■ **Material supplied**:
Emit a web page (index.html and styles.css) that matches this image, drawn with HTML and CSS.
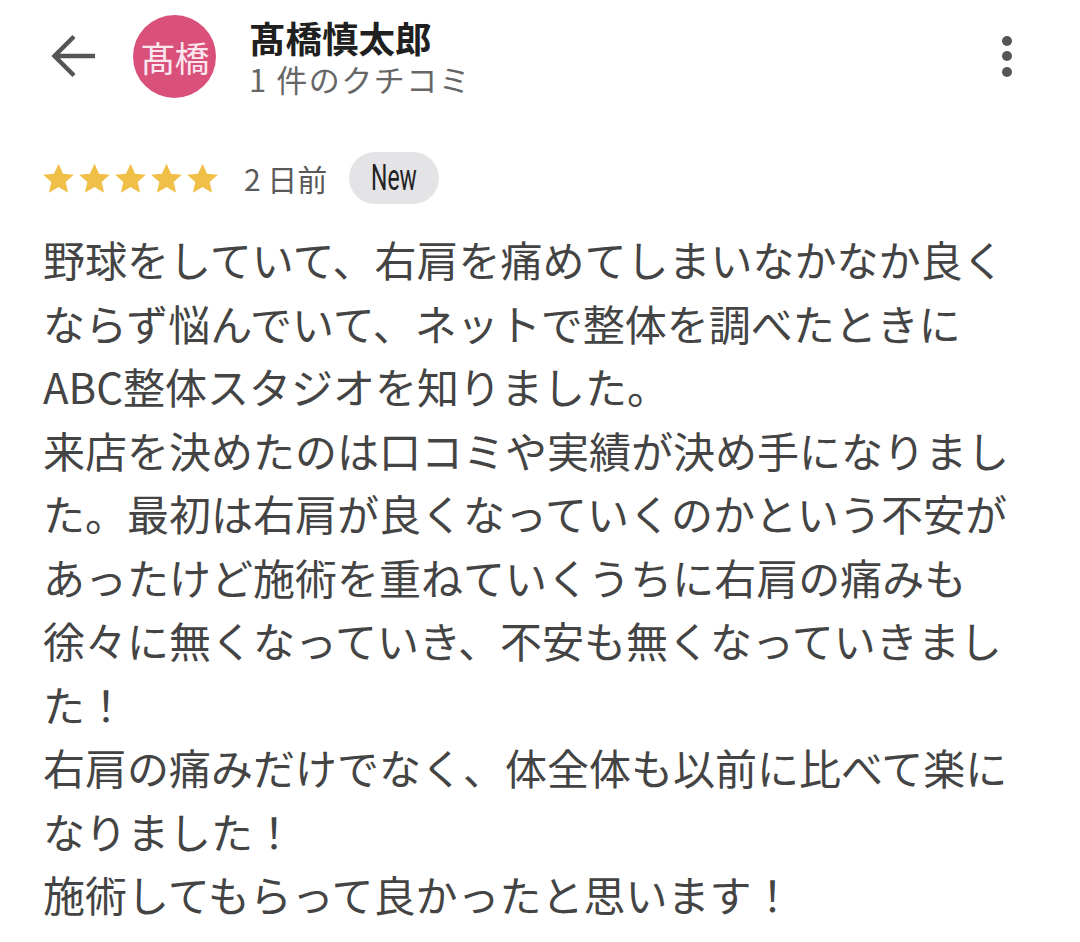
FILE: index.html
```html
<!DOCTYPE html>
<html lang="ja">
<head>
<meta charset="utf-8">
<link rel="stylesheet" href="styles.css">
</head>
<body>
<div class="page">
  <header class="header">
    <svg class="back" width="46" height="46" viewBox="0 0 46 46" aria-hidden="true">
      <path d="M44 23H5" fill="none" stroke="#555" stroke-width="4.5"/>
      <path d="M23 3.5L3.5 23L23 42.5" fill="none" stroke="#555" stroke-width="4.5"/>
    </svg>
    <div class="avatar">髙橋</div>
    <div class="who">
      <div class="name">髙橋慎太郎</div>
      <div class="count">1 件のクチコミ</div>
    </div>
    <div class="more" aria-hidden="true">
      <span class="dot"></span><span class="dot"></span><span class="dot"></span>
    </div>
  </header>

  <div class="meta">
    <div class="stars">
      <svg class="star" viewBox="0 0 24 24"><path d="M12 1.8l3.1 6.9 7.4.7-5.6 5 1.7 7.4L12 17.9l-6.6 3.9 1.7-7.4-5.6-5 7.4-.7z"/></svg>
      <svg class="star" viewBox="0 0 24 24"><path d="M12 1.8l3.1 6.9 7.4.7-5.6 5 1.7 7.4L12 17.9l-6.6 3.9 1.7-7.4-5.6-5 7.4-.7z"/></svg>
      <svg class="star" viewBox="0 0 24 24"><path d="M12 1.8l3.1 6.9 7.4.7-5.6 5 1.7 7.4L12 17.9l-6.6 3.9 1.7-7.4-5.6-5 7.4-.7z"/></svg>
      <svg class="star" viewBox="0 0 24 24"><path d="M12 1.8l3.1 6.9 7.4.7-5.6 5 1.7 7.4L12 17.9l-6.6 3.9 1.7-7.4-5.6-5 7.4-.7z"/></svg>
      <svg class="star" viewBox="0 0 24 24"><path d="M12 1.8l3.1 6.9 7.4.7-5.6 5 1.7 7.4L12 17.9l-6.6 3.9 1.7-7.4-5.6-5 7.4-.7z"/></svg>
    </div>
    <span class="date">2 日前</span>
    <span class="chip"><span class="chip-text">New</span></span>
  </div>

  <div class="review">
    <div class="line">野球をしていて、右肩を痛めてしまいなかなか良く</div>
    <div class="line">ならず悩んでいて、ネットで整体を調べたときに</div>
    <div class="line">ABC整体スタジオを知りました。</div>
    <div class="line">来店を決めたのは口コミや実績が決め手になりまし</div>
    <div class="line">た。最初は右肩が良くなっていくのかという不安が</div>
    <div class="line">あったけど施術を重ねていくうちに右肩の痛みも</div>
    <div class="line">徐々に無くなっていき、不安も無くなっていきまし</div>
    <div class="line">た！</div>
    <div class="line">右肩の痛みだけでなく、体全体も以前に比べて楽に</div>
    <div class="line">なりました！</div>
    <div class="line">施術してもらって良かったと思います！</div>
  </div>
</div>
</body>
</html>
```

FILE: styles.css
```css
html, body {
  margin: 0;
  padding: 0;
  background: #ffffff;
}

body {
  font-family: "Noto Sans CJK JP", "Noto Sans", sans-serif;
  width: 1080px;
  height: 942px;
  overflow: hidden;
}

.page {
  display: flex;
  flex-direction: column;
}

.header {
  height: 112px;
  display: flex;
  align-items: center;
  padding-left: 51px;
  padding-right: 68px;
}

.back {
  flex: none;
  display: block;
}

.avatar {
  flex: none;
  width: 83px;
  height: 83px;
  margin-left: 36px;
  border-radius: 50%;
  background: #d9507a;
  color: #fbe6ee;
  font-size: 35px;
  line-height: 83px;
  text-align: center;
  letter-spacing: -1px;
}

.who {
  margin-left: 33px;
  display: flex;
  flex-direction: column;
  flex: 1;
  margin-top: 2px;
}

.name {
  font-size: 36.5px;
  font-weight: 700;
  color: #202020;
  line-height: 44px;
}

.count {
  font-size: 31px;
  color: #666666;
  line-height: 38px;
  letter-spacing: 1.5px;
}

.more {
  display: flex;
  flex-direction: column;
  align-items: center;
  gap: 5.5px;
}

.dot {
  display: block;
  width: 10px;
  height: 10px;
  border-radius: 50%;
  background: #555555;
}

.meta {
  display: flex;
  align-items: center;
  height: 52px;
  margin-top: 40px;
  padding-left: 41px;
}

.stars {
  display: flex;
  gap: 1px;
}

.star {
  width: 35px;
  height: 35px;
  display: block;
  fill: #f0bf47;
}

.date {
  margin-left: 24px;
  font-size: 30px;
  color: #5a5a5a;
  line-height: 52px;
}

.chip {
  margin-left: 22px;
  width: 90px;
  height: 52px;
  border-radius: 26px;
  background: #e4e4e6;
  display: flex;
  align-items: center;
  justify-content: center;
}

.chip-text {
  display: inline-block;
  font-family: "Roboto", "Liberation Sans", sans-serif;
  font-size: 37px;
  line-height: 52px;
  color: #222222;
  transform: scaleX(0.62);
}

.review {
  margin-top: 23px;
  padding-left: 43px;
  font-size: 42px;
  line-height: 63.5px;
  color: #444444;
  white-space: nowrap;
}

.line {
  height: 63.5px;
}
```
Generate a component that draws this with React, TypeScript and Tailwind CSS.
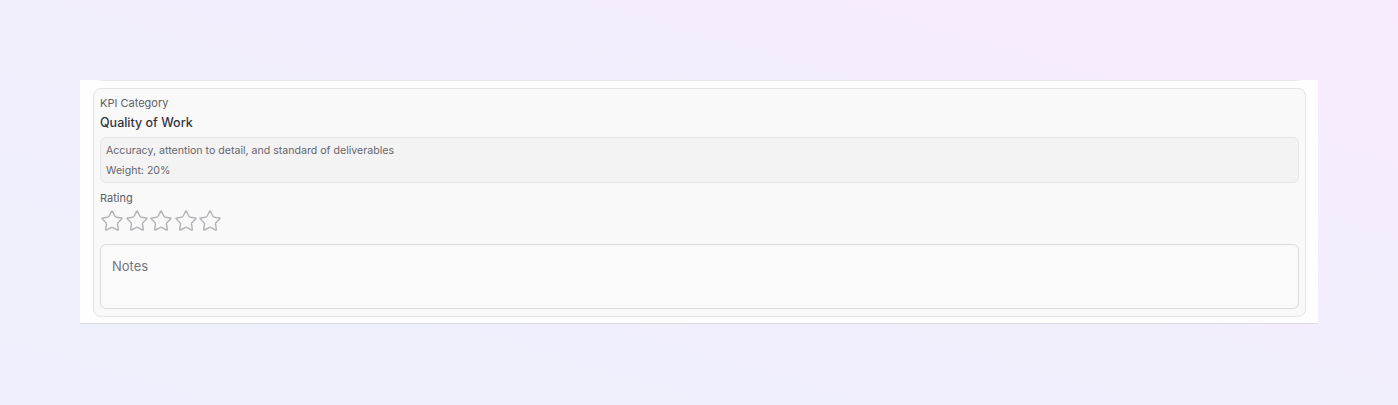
import React, { useState } from 'react';
import { Star } from 'lucide-react';

export default function App() {
  const [rating, setRating] = useState(0);
  const [notes, setNotes] = useState('');

  return (
    <div
      className="min-h-[405px] w-full bg-gradient-to-tr from-[#eff0fd] via-[#f2effd] to-[#f7eafd] pt-[80px] pb-[81px]"
      style={{ fontFamily: 'Inter, "Noto Sans", sans-serif' }}
    >
      <div className="mx-[80px] h-[244px] overflow-hidden bg-[#fefefe] border-b border-[#dedde3] pl-[13px] pr-[12px]">
        {/* bottom of the previous card, scrolled out of view */}
        <div className="-mt-[12px] mx-[2px] h-[13px] rounded-lg border border-[#e8e8e8] bg-[#f9f9f9]" />

        <div className="mt-[7px] rounded-lg border border-[#e4e4e4] bg-[#f9f9f9] px-[6px] pt-[6px] pb-[7px]">
          <p className="text-[11px] leading-[16px] text-[#5f5f66]">KPI Category</p>
          <h3 className="mt-[3px] text-[12.5px] leading-[18px] font-medium text-[#34343f]">Quality of Work</h3>

          <div className="mt-[5px] rounded-md border border-[#e6e6e6] bg-[#f3f3f3] px-[5px] pt-[4px] pb-[2px]">
            <p className="text-[10.6px] leading-[18px] text-[#66666e]">
              Accuracy, attention to detail, and standard of deliverables
            </p>
            <p className="mt-[2px] text-[10.6px] leading-[18px] text-[#66666e]">Weight: 20%</p>
          </div>

          <p className="mt-[7px] text-[11px] leading-[16px] text-[#5f5f66]">Rating</p>
          <div className="mt-[3px] flex items-center gap-[0.5px]">
            {[1, 2, 3, 4, 5].map((n) => (
              <button key={n} type="button" onClick={() => setRating(n)} className="p-0">
                <Star
                  size={24}
                  strokeWidth={1.5}
                  className={n <= rating ? 'fill-amber-400 text-amber-400' : 'text-[#b6b6ba]'}
                />
              </button>
            ))}
          </div>

          <textarea
            value={notes}
            onChange={(e) => setNotes(e.target.value)}
            placeholder="Notes"
            className="mt-[11px] block h-[65px] w-full resize-none rounded-md border border-[#dcdcdc] bg-[#fafafa] px-[11px] py-[12px] text-[13px] leading-[18px] text-[#333] placeholder:text-[#75757d] outline-none"
          />
        </div>
      </div>
    </div>
  );
}
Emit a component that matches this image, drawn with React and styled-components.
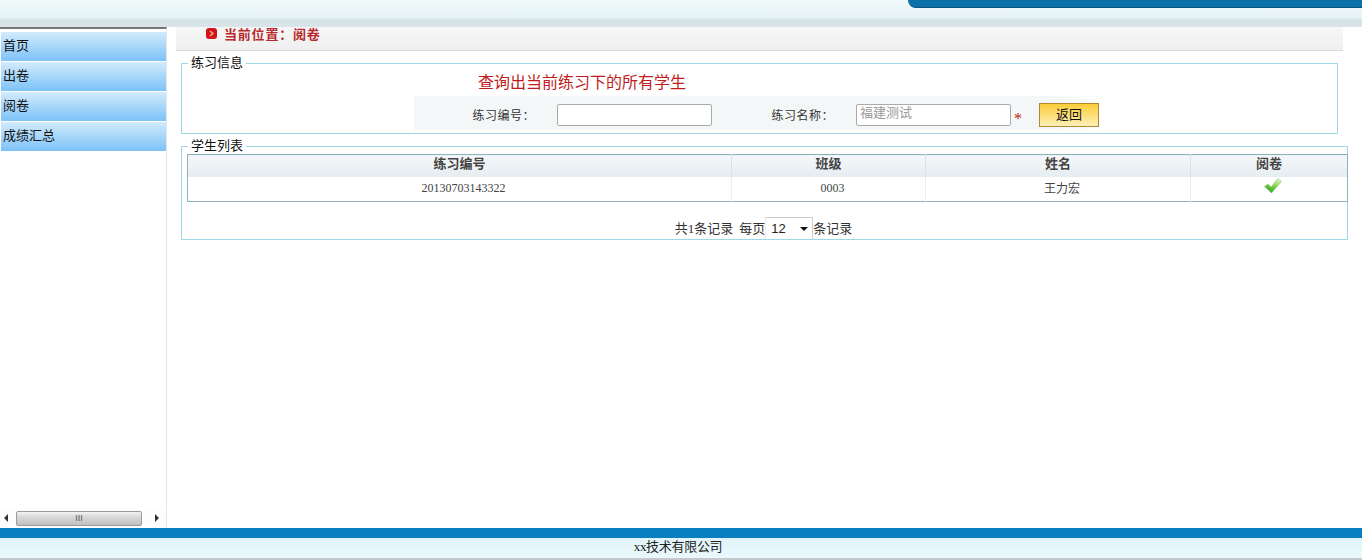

■ **Task instructions**:
Output the full set of records above without changing a word, and drop the images.

■ **Complete response**:
Emit a web page (index.html and styles.css) that matches this image, drawn with HTML and CSS.
FILE: index.html
```html
<!DOCTYPE html>
<html lang="ja">
<head>
<meta charset="utf-8">
<link rel="stylesheet" href="styles.css">
</head>
<body>
<div class="page">
  <header class="header">
    <svg class="back" width="46" height="46" viewBox="0 0 46 46" aria-hidden="true">
      <path d="M44 23H5" fill="none" stroke="#555" stroke-width="4.5"/>
      <path d="M23 3.5L3.5 23L23 42.5" fill="none" stroke="#555" stroke-width="4.5"/>
    </svg>
    <div class="avatar">髙橋</div>
    <div class="who">
      <div class="name">髙橋慎太郎</div>
      <div class="count">1 件のクチコミ</div>
    </div>
    <div class="more" aria-hidden="true">
      <span class="dot"></span><span class="dot"></span><span class="dot"></span>
    </div>
  </header>

  <div class="meta">
    <div class="stars">
      <svg class="star" viewBox="0 0 24 24"><path d="M12 1.8l3.1 6.9 7.4.7-5.6 5 1.7 7.4L12 17.9l-6.6 3.9 1.7-7.4-5.6-5 7.4-.7z"/></svg>
      <svg class="star" viewBox="0 0 24 24"><path d="M12 1.8l3.1 6.9 7.4.7-5.6 5 1.7 7.4L12 17.9l-6.6 3.9 1.7-7.4-5.6-5 7.4-.7z"/></svg>
      <svg class="star" viewBox="0 0 24 24"><path d="M12 1.8l3.1 6.9 7.4.7-5.6 5 1.7 7.4L12 17.9l-6.6 3.9 1.7-7.4-5.6-5 7.4-.7z"/></svg>
      <svg class="star" viewBox="0 0 24 24"><path d="M12 1.8l3.1 6.9 7.4.7-5.6 5 1.7 7.4L12 17.9l-6.6 3.9 1.7-7.4-5.6-5 7.4-.7z"/></svg>
      <svg class="star" viewBox="0 0 24 24"><path d="M12 1.8l3.1 6.9 7.4.7-5.6 5 1.7 7.4L12 17.9l-6.6 3.9 1.7-7.4-5.6-5 7.4-.7z"/></svg>
    </div>
    <span class="date">2 日前</span>
    <span class="chip"><span class="chip-text">New</span></span>
  </div>

  <div class="review">
    <div class="line">野球をしていて、右肩を痛めてしまいなかなか良く</div>
    <div class="line">ならず悩んでいて、ネットで整体を調べたときに</div>
    <div class="line">ABC整体スタジオを知りました。</div>
    <div class="line">来店を決めたのは口コミや実績が決め手になりまし</div>
    <div class="line">た。最初は右肩が良くなっていくのかという不安が</div>
    <div class="line">あったけど施術を重ねていくうちに右肩の痛みも</div>
    <div class="line">徐々に無くなっていき、不安も無くなっていきまし</div>
    <div class="line">た！</div>
    <div class="line">右肩の痛みだけでなく、体全体も以前に比べて楽に</div>
    <div class="line">なりました！</div>
    <div class="line">施術してもらって良かったと思います！</div>
  </div>
</div>
</body>
</html>
```

FILE: styles.css
```css
html, body {
  margin: 0;
  padding: 0;
  background: #ffffff;
}

body {
  font-family: "Noto Sans CJK JP", "Noto Sans", sans-serif;
  width: 1080px;
  height: 942px;
  overflow: hidden;
}

.page {
  display: flex;
  flex-direction: column;
}

.header {
  height: 112px;
  display: flex;
  align-items: center;
  padding-left: 51px;
  padding-right: 68px;
}

.back {
  flex: none;
  display: block;
}

.avatar {
  flex: none;
  width: 83px;
  height: 83px;
  margin-left: 36px;
  border-radius: 50%;
  background: #d9507a;
  color: #fbe6ee;
  font-size: 35px;
  line-height: 83px;
  text-align: center;
  letter-spacing: -1px;
}

.who {
  margin-left: 33px;
  display: flex;
  flex-direction: column;
  flex: 1;
  margin-top: 2px;
}

.name {
  font-size: 36.5px;
  font-weight: 700;
  color: #202020;
  line-height: 44px;
}

.count {
  font-size: 31px;
  color: #666666;
  line-height: 38px;
  letter-spacing: 1.5px;
}

.more {
  display: flex;
  flex-direction: column;
  align-items: center;
  gap: 5.5px;
}

.dot {
  display: block;
  width: 10px;
  height: 10px;
  border-radius: 50%;
  background: #555555;
}

.meta {
  display: flex;
  align-items: center;
  height: 52px;
  margin-top: 40px;
  padding-left: 41px;
}

.stars {
  display: flex;
  gap: 1px;
}

.star {
  width: 35px;
  height: 35px;
  display: block;
  fill: #f0bf47;
}

.date {
  margin-left: 24px;
  font-size: 30px;
  color: #5a5a5a;
  line-height: 52px;
}

.chip {
  margin-left: 22px;
  width: 90px;
  height: 52px;
  border-radius: 26px;
  background: #e4e4e6;
  display: flex;
  align-items: center;
  justify-content: center;
}

.chip-text {
  display: inline-block;
  font-family: "Roboto", "Liberation Sans", sans-serif;
  font-size: 37px;
  line-height: 52px;
  color: #222222;
  transform: scaleX(0.62);
}

.review {
  margin-top: 23px;
  padding-left: 43px;
  font-size: 42px;
  line-height: 63.5px;
  color: #444444;
  white-space: nowrap;
}

.line {
  height: 63.5px;
}
```
Generate a component that draws this with React, TypeScript and Tailwind CSS.
import React, { useState } from 'react';
import { Star } from 'lucide-react';

export default function App() {
  const [rating, setRating] = useState(0);
  const [notes, setNotes] = useState('');

  return (
    <div
      className="min-h-[405px] w-full bg-gradient-to-tr from-[#eff0fd] via-[#f2effd] to-[#f7eafd] pt-[80px] pb-[81px]"
      style={{ fontFamily: 'Inter, "Noto Sans", sans-serif' }}
    >
      <div className="mx-[80px] h-[244px] overflow-hidden bg-[#fefefe] border-b border-[#dedde3] pl-[13px] pr-[12px]">
        {/* bottom of the previous card, scrolled out of view */}
        <div className="-mt-[12px] mx-[2px] h-[13px] rounded-lg border border-[#e8e8e8] bg-[#f9f9f9]" />

        <div className="mt-[7px] rounded-lg border border-[#e4e4e4] bg-[#f9f9f9] px-[6px] pt-[6px] pb-[7px]">
          <p className="text-[11px] leading-[16px] text-[#5f5f66]">KPI Category</p>
          <h3 className="mt-[3px] text-[12.5px] leading-[18px] font-medium text-[#34343f]">Quality of Work</h3>

          <div className="mt-[5px] rounded-md border border-[#e6e6e6] bg-[#f3f3f3] px-[5px] pt-[4px] pb-[2px]">
            <p className="text-[10.6px] leading-[18px] text-[#66666e]">
              Accuracy, attention to detail, and standard of deliverables
            </p>
            <p className="mt-[2px] text-[10.6px] leading-[18px] text-[#66666e]">Weight: 20%</p>
          </div>

          <p className="mt-[7px] text-[11px] leading-[16px] text-[#5f5f66]">Rating</p>
          <div className="mt-[3px] flex items-center gap-[0.5px]">
            {[1, 2, 3, 4, 5].map((n) => (
              <button key={n} type="button" onClick={() => setRating(n)} className="p-0">
                <Star
                  size={24}
                  strokeWidth={1.5}
                  className={n <= rating ? 'fill-amber-400 text-amber-400' : 'text-[#b6b6ba]'}
                />
              </button>
            ))}
          </div>

          <textarea
            value={notes}
            onChange={(e) => setNotes(e.target.value)}
            placeholder="Notes"
            className="mt-[11px] block h-[65px] w-full resize-none rounded-md border border-[#dcdcdc] bg-[#fafafa] px-[11px] py-[12px] text-[13px] leading-[18px] text-[#333] placeholder:text-[#75757d] outline-none"
          />
        </div>
      </div>
    </div>
  );
}
Emit a component that matches this image, drawn with React and styled-components.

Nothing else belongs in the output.